An updated analysis of national data remains consistent with the hypothesis that Covid-19 infection rates are higher in larger households .
In a post in May 2020 I presented the results of a regression analysis on data from 14 Western European countries tending to support the following hypothesis:
Rates of Covid-19 infection will be higher, other things being equal, in larger households, that is, households with more occupants.
With Western Europe now well into a second wave of Covid-19 infection, it is timely to assess whether an updated analysis continues to support the hypothesis.
A reminder of some key features of the analysis:
- Rates of death from Covid-19 are used as a proxy for rates of infection, actual rates of infection being difficult to measure. Published statistics on confirmed infections are heavily dependent on differences in testing arrangements at different times and between countries.
- Data used are at national level, with no allowance for variations within countries.
- Estimation of the regression is by weighted least squares, with weighting by population.
The regression model is:
DP = C + (B x PH) + E
where: DP is cumulative death rate from Covid-19 per million population; C is the regression constant; B is the slope coefficient; PH is average population per household; and E is the error term.
The estimated regression line based on data to 3 December 2020 was:
DP = -2,004 + (1,209 x PH)
The precise values of the estimated coefficients are not important. Nor is it surprising that the slope coefficient is higher than estimated in May: this is to be expected since cumulative death rates have increased while average population per household is stable.
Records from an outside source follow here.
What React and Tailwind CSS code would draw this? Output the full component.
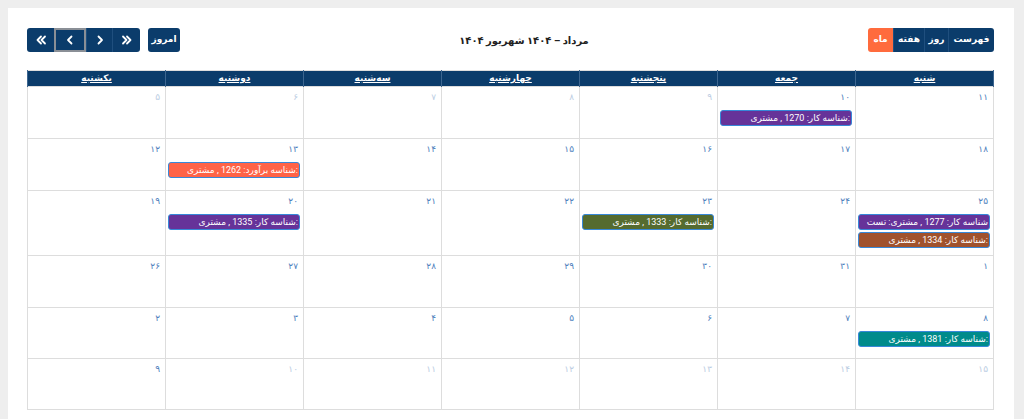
import React from 'react';

const DAYS = ['شنبه', 'جمعه', 'پنجشنبه', 'چهارشنبه', 'سه‌شنبه', 'دوشنبه', 'یکشنبه'];

// هر سطر از راست به چپ؛ off = روز خارج از بازه
const WEEKS = [
    { h: 'h-[52px]', days: [['۱۱'], ['۱۰'], ['۹', 1], ['۸', 1], ['۷', 1], ['۶', 1], ['۵', 1]] },
    { h: 'h-[52px]', days: [['۱۸'], ['۱۷'], ['۱۶'], ['۱۵'], ['۱۴'], ['۱۳'], ['۱۲']] },
    { h: 'h-[65px]', days: [['۲۵'], ['۲۴'], ['۲۳'], ['۲۲'], ['۲۱'], ['۲۰'], ['۱۹']] },
    { h: 'h-[52px]', days: [['۱'], ['۳۱'], ['۳۰'], ['۲۹'], ['۲۸'], ['۲۷'], ['۲۶']] },
    { h: 'h-[51px]', days: [['۸'], ['۷'], ['۶'], ['۵'], ['۴'], ['۳'], ['۲']] },
    { h: 'h-[51px]', days: [['۱۵', 1], ['۱۴', 1], ['۱۳', 1], ['۱۲', 1], ['۱۱', 1], ['۱۰', 1], ['۹']] },
];

const EVENTS = {
    '0-1': [{ bg: 'bg-[#663399]', text: 'شناسه کار: 1270 , مشتری: ' }],
    '1-5': [{ bg: 'bg-[#ff6347]', text: 'شناسه برآورد: 1262 , مشتری: ' }],
    '2-0': [
        { bg: 'bg-[#663399]', text: 'شناسه کار: 1277 , مشتری: تست' },
        { bg: 'bg-[#a0522d]', text: 'شناسه کار: 1334 , مشتری: ' },
    ],
    '2-2': [{ bg: 'bg-[#556b2f]', text: 'شناسه کار: 1333 , مشتری: ' }],
    '2-5': [{ bg: 'bg-[#663399]', text: 'شناسه کار: 1335 , مشتری: ' }],
    '4-0': [{ bg: 'bg-[#008b8b]', text: 'شناسه کار: 1381 , مشتری: ' }],
};

const Btn = ({ children, className = '' }) => (
    <button className={`h-[24px] bg-[#0b3c6b] text-white text-[9px] font-bold flex items-center justify-center ${className}`}>
        {children}
    </button>
);

const Chevron = ({ dir = 'left', double = false }) => (
    <svg width="12" height="12" viewBox="0 0 12 12" fill="none" stroke="white" strokeWidth="1.8" strokeLinecap="round" strokeLinejoin="round">
        {double ? (
            dir === 'left'
                ? <><path d="M6 2.5 L2.5 6 L6 9.5" /><path d="M10 2.5 L6.5 6 L10 9.5" /></>
                : <><path d="M2 2.5 L5.5 6 L2 9.5" /><path d="M6 2.5 L9.5 6 L6 9.5" /></>
        ) : (
            <path d={dir === 'left' ? 'M7.5 2.5 L4 6 L7.5 9.5' : 'M4.5 2.5 L8 6 L4.5 9.5'} />
        )}
    </svg>
);

const App = () => {
    return (
        <div className="min-h-screen bg-[#eeeeee] pt-[8px] pl-[8px] pr-[10px]" style={{ fontFamily: 'Roboto, "DejaVu Sans", sans-serif' }}>
            <div dir="rtl" className="bg-white min-h-[411px] pt-[20px] pr-[20px] pl-[19px] pb-[10px]">

                {/* نوار ابزار */}
                <div className="flex items-center justify-between h-[24px]">
                    <div className="flex rounded-[3px] overflow-hidden">
                        <Btn className="w-[46px] border-l border-[#1f4f7e]">فهرست</Btn>
                        <Btn className="w-[24px] border-l border-[#1f4f7e]">روز</Btn>
                        <Btn className="w-[31px] border-l border-[#1f4f7e]">هفته</Btn>
                        <Btn className="w-[25px] !bg-[#ff6b3d]">ماه</Btn>
                    </div>

                    <h2 className="text-[10px] font-bold text-[#222]">مرداد – ۱۴۰۴ شهریور ۱۴۰۴</h2>

                    <div className="flex items-center gap-[8px]">
                        <Btn className="w-[32px] rounded-[3px]">امروز</Btn>
                        <div className="flex rounded-[3px] overflow-hidden">
                            <Btn className="w-[28px] border-l border-[#1f4f7e]"><Chevron dir="right" double /></Btn>
                            <Btn className="w-[26px] border-l border-[#1f4f7e]"><Chevron dir="right" /></Btn>
                            <Btn className="w-[32px] border-2 border-[#8a8f96]"><Chevron dir="left" /></Btn>
                            <Btn className="w-[27px]"><Chevron dir="left" double /></Btn>
                        </div>
                    </div>
                </div>

                {/* تقویم */}
                <table className="w-full table-fixed border-collapse mt-[18px] border border-[#dddddd]">
                    <thead>
                        <tr className="bg-[#0b3c6b] h-[16px]">
                            {DAYS.map((d) => (
                                <th key={d} className="border-x border-[#3d6690] text-white text-[9px] font-bold underline leading-[15px]">{d}</th>
                            ))}
                        </tr>
                    </thead>
                    <tbody>
                        {WEEKS.map((w, ri) => (
                            <tr key={ri} className={w.h}>
                                {w.days.map(([n, off], ci) => (
                                    <td key={ci} className="border border-[#dddddd] align-top p-0">
                                        <div className={`text-[9px] leading-[12px] pt-[4px] pr-[5px] h-[23px] ${off ? 'text-[#bccde3]' : 'text-[#4f81bd]'}`}>{n}</div>
                                        <div className="flex flex-col gap-[2px]">
                                            {(EVENTS[`${ri}-${ci}`] || []).map((ev, k) => (
                                                <div key={k} className={`${ev.bg} h-[16px] ml-[2px] mr-[3px] rounded-[3px] border border-[#3788d8] overflow-hidden whitespace-nowrap text-white text-[9px] leading-[14px] pr-[1px]`}>
                                                    <span dir="ltr">{ev.text}</span>
                                                </div>
                                            ))}
                                        </div>
                                    </td>
                                ))}
                            </tr>
                        ))}
                    </tbody>
                </table>
            </div>
        </div>
    );
};

export default App;
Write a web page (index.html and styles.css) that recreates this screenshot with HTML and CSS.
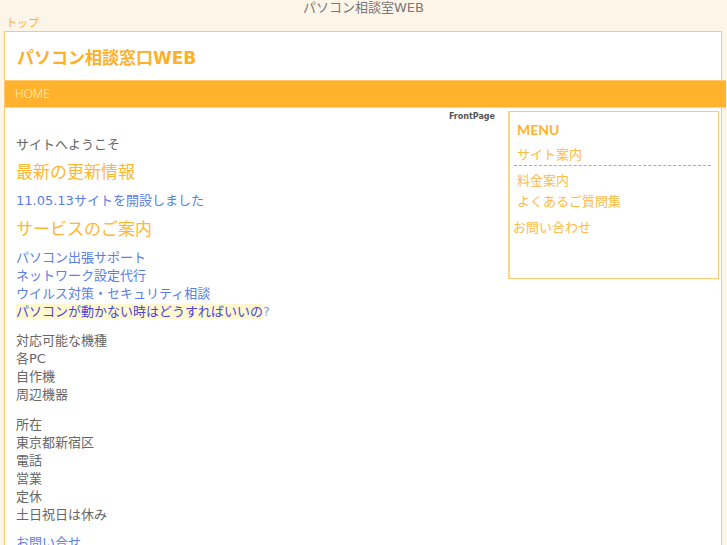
FILE: index.html
```html
<!DOCTYPE html>
<html lang="ja">
<head>
<meta charset="utf-8">
<title>パソコン相談室WEB</title>
<link rel="stylesheet" href="styles.css">
</head>
<body>
<div class="tagline">パソコン相談室WEB</div>
<div class="toplink"><a href="#">トップ</a></div>
<div class="wrap">
  <div class="header"><a href="#">パソコン相談窓口WEB</a></div>
  <div class="nav"><a href="#">HOME</a></div>
  <div class="main">
    <div class="content">
      <div class="pagename">FrontPage</div>
      <p class="text intro">サイトへようこそ</p>
      <h2 class="heading h-news">最新の更新情報</h2>
      <p class="news"><a href="#">11.05.13サイトを開設しました</a></p>
      <h2 class="heading h-service">サービスのご案内</h2>
      <ul class="links">
        <li><a href="#">パソコン出張サポート</a></li>
        <li><a href="#">ネットワーク設定代行</a></li>
        <li><a href="#">ウイルス対策・セキュリティ相談</a></li>
        <li><a href="#" class="visited">パソコンが動かない時はどうすればいいの</a>?</li>
      </ul>
      <ul class="text list-a">
        <li>対応可能な機種</li>
        <li>各PC</li>
        <li>自作機</li>
        <li>周辺機器</li>
      </ul>
      <ul class="text list-b">
        <li>所在</li>
        <li>東京都新宿区</li>
        <li>電話</li>
        <li>営業</li>
        <li>定休</li>
        <li>土日祝日は休み</li>
      </ul>
      <p class="more"><a href="#">お問い合せ</a></p>
    </div>
    <div class="sidebar">
      <h3 class="menu-title">MENU</h3>
      <ul class="menu">
        <li class="menu-first"><a href="#">サイト案内</a></li>
        <li><a href="#">料金案内</a></li>
        <li><a href="#">よくあるご質問集</a></li>
      </ul>
      <div class="menu-extra"><a href="#">お問い合わせ</a></div>
    </div>
  </div>
</div>
</body>
</html>
```
FILE: styles.css
```css
html, body {
  margin: 0;
  padding: 0;
}
body {
  background: #fef5e9;
  font-family: "DejaVu Sans", "Noto Sans CJK JP", sans-serif;
  font-size: 13px;
  color: #666;
  min-height: 545px;
}
a {
  text-decoration: none;
}
.tagline {
  text-align: center;
  font-size: 13px;
  line-height: 15px;
  height: 15px;
  color: #777;
}
.toplink {
  padding-left: 6px;
  font-size: 11px;
  line-height: 16px;
  height: 16px;
  padding-top: 1px;
  margin-bottom: -1px;
}
.toplink a {
  color: #ffae24;
}
.wrap {
  margin-left: 4px;
  width: 716px;
  border: 1px solid #ffc870;
  border-bottom: none;
  background: #fff;
  min-height: 513px;
}
.header {
  height: 48px;
  padding-left: 12px;
  display: flex;
  align-items: center;
  font-size: 17px;
  font-weight: bold;
}
.header a {
  color: #ffb02a;
}
.nav {
  height: 26px;
  margin-right: -5px;
  background: #ffb22d;
  border-top: 1px solid #ffc66a;
  border-bottom: 1px solid #ffd48e;
  padding-left: 10px;
  font-family: "Open Sans", "Noto Sans", sans-serif;
  font-weight: 300;
  font-size: 12px;
  line-height: 26px;
}
.nav a {
  color: #fff3dc;
}
.main {
  display: flex;
  padding-left: 11px;
  padding-right: 2px;
}
.content {
  flex: 1;
  padding-right: 13px;
}
.pagename {
  text-align: right;
  font-size: 8px;
  font-weight: bold;
  line-height: 10px;
  margin-top: 4px;
  color: #555;
}
.text, .news, .links, .more, .intro {
  margin: 0;
  padding: 0;
  list-style: none;
  line-height: 18px;
  font-size: 13px;
}
.intro {
  margin-top: 14px;
}
.heading {
  margin: 0;
  font-size: 17px;
  font-weight: normal;
  line-height: 24px;
  color: #ffb733;
}
.h-news {
  margin-top: 6px;
}
.news {
  margin-top: 8px;
}
.news a, .links a, .more a {
  color: #5a7ee6;
}
.h-service {
  margin-top: 7px;
}
.links {
  margin-top: 8px;
}
.links li {
  color: #8f9fd0;
}
.links a.visited {
  color: #4a45dd;
  background: #fff8cf;
}
.list-a {
  margin-top: 11px;
}
.list-b {
  margin-top: 12px;
}
.more {
  margin-top: 10px;
}
.sidebar {
  width: 201px;
  height: 157px;
  margin-top: 3px;
  border: 1px solid #ffc870;
  border-left: 2px solid #ffd58e;
  padding: 9px 7px 0 0;
}
.menu-title {
  margin: 0;
  padding-left: 7px;
  font-family: "Lato", "Noto Sans", sans-serif;
  font-weight: bold;
  font-size: 14px;
  line-height: 18px;
  color: #ffb22d;
}
.menu {
  margin: 7px 0 0 4px;
  padding: 0;
  list-style: none;
  font-size: 13px;
  line-height: 18px;
}
.menu li {
  padding-left: 3px;
  margin-bottom: 3px;
}
.menu .menu-first {
  border-bottom: 1px dashed #aaa;
  padding-bottom: 1px;
  margin-bottom: 6px;
}
.menu a, .menu-extra a {
  color: #ffbb44;
}
.menu-extra {
  margin-top: 8px;
  padding-left: 3px;
  font-size: 13px;
  line-height: 18px;
}
```
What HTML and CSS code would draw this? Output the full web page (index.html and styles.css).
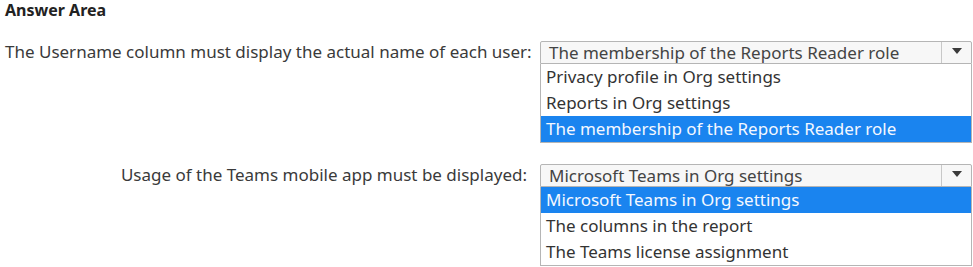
FILE: index.html
```html
<!DOCTYPE html>
<html>
<head>
<meta charset="utf-8">
<link rel="stylesheet" href="styles.css">
</head>
<body>
<div class="page">
  <div class="title">Answer Area</div>
  <div class="row row-first">
    <div class="label">The Username column must display the actual name of each user:</div>
    <div class="dropdown">
      <div class="select">
        <span class="value">The membership of the Reports Reader role</span>
        <span class="btn"><svg width="10" height="6" viewBox="0 0 10 6"><path d="M0 0H10L5 6Z" fill="#3a3a3a"/></svg></span>
      </div>
      <ul class="list">
        <li>Privacy profile in Org settings</li>
        <li>Reports in Org settings</li>
        <li class="sel">The membership of the Reports Reader role</li>
      </ul>
    </div>
  </div>
  <div class="row row-second">
    <div class="label">Usage of the Teams mobile app must be displayed:</div>
    <div class="dropdown">
      <div class="select">
        <span class="value">Microsoft Teams in Org settings</span>
        <span class="btn"><svg width="10" height="6" viewBox="0 0 10 6"><path d="M0 0H10L5 6Z" fill="#3a3a3a"/></svg></span>
      </div>
      <ul class="list">
        <li class="sel">Microsoft Teams in Org settings</li>
        <li>The columns in the report</li>
        <li>The Teams license assignment</li>
      </ul>
    </div>
  </div>
</div>
</body>
</html>
```

FILE: styles.css
```css
* { box-sizing: border-box; }
html, body { margin: 0; padding: 0; background: #fff; }
body {
  font-family: "Noto Sans", "Open Sans", sans-serif;
  color: #333;
  width: 973px;
  height: 267px;
  overflow: hidden;
}
.page { padding: 1px 0 0 5px; }
.title {
  font-weight: 700;
  font-size: 16px;
  line-height: 18px;
  color: #222;
}
.row {
  display: flex;
  align-items: flex-start;
}
.row-first { margin-top: 22px; }
.row-second { margin-top: 21px; }
.label {
  width: 522px;
  text-align: right;
  font-size: 17px;
  line-height: 22px;
  margin-right: 13px;
  color: #3a3a3a;
  white-space: nowrap;
}
.dropdown {
  width: 432px;
}
.select {
  display: flex;
  height: 23px;
  border: 1px solid #b5b5b5;
  background: #f7f7f7;
  border-radius: 2px 2px 0 0;
}
.value {
  flex: 1;
  font-size: 17px;
  line-height: 21px;
  padding-left: 8px;
  color: #444;
  white-space: nowrap;
}
.btn {
  width: 30px;
  border-left: 1px solid #c8c8c8;
  display: flex;
  align-items: center;
  justify-content: center;
  padding-bottom: 4px;
}
.list {
  list-style: none;
  margin: 0;
  padding: 0;
  border: 1px solid #b5b5b5;
  border-top: none;
  background: #fff;
}
.list li {
  font-size: 17px;
  line-height: 26px;
  height: 26px;
  padding-left: 5px;
  color: #333;
  white-space: nowrap;
}
.list li.sel {
  background: #1a84ef;
  color: #f4f8ff;
}
```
The important point is that, as in May, the estimated slope coefficient is positive, consistently with the hypothesis (and is sufficiently large that the null hypothesis that its true value is zero or less is rejected at the 5% significance level (1)).
A spreadsheet containing the underlying data and full regression output may be downloaded here:
- This can be inferred from the fact that the 95% confidence limits of the estimated slope coefficient are both positive.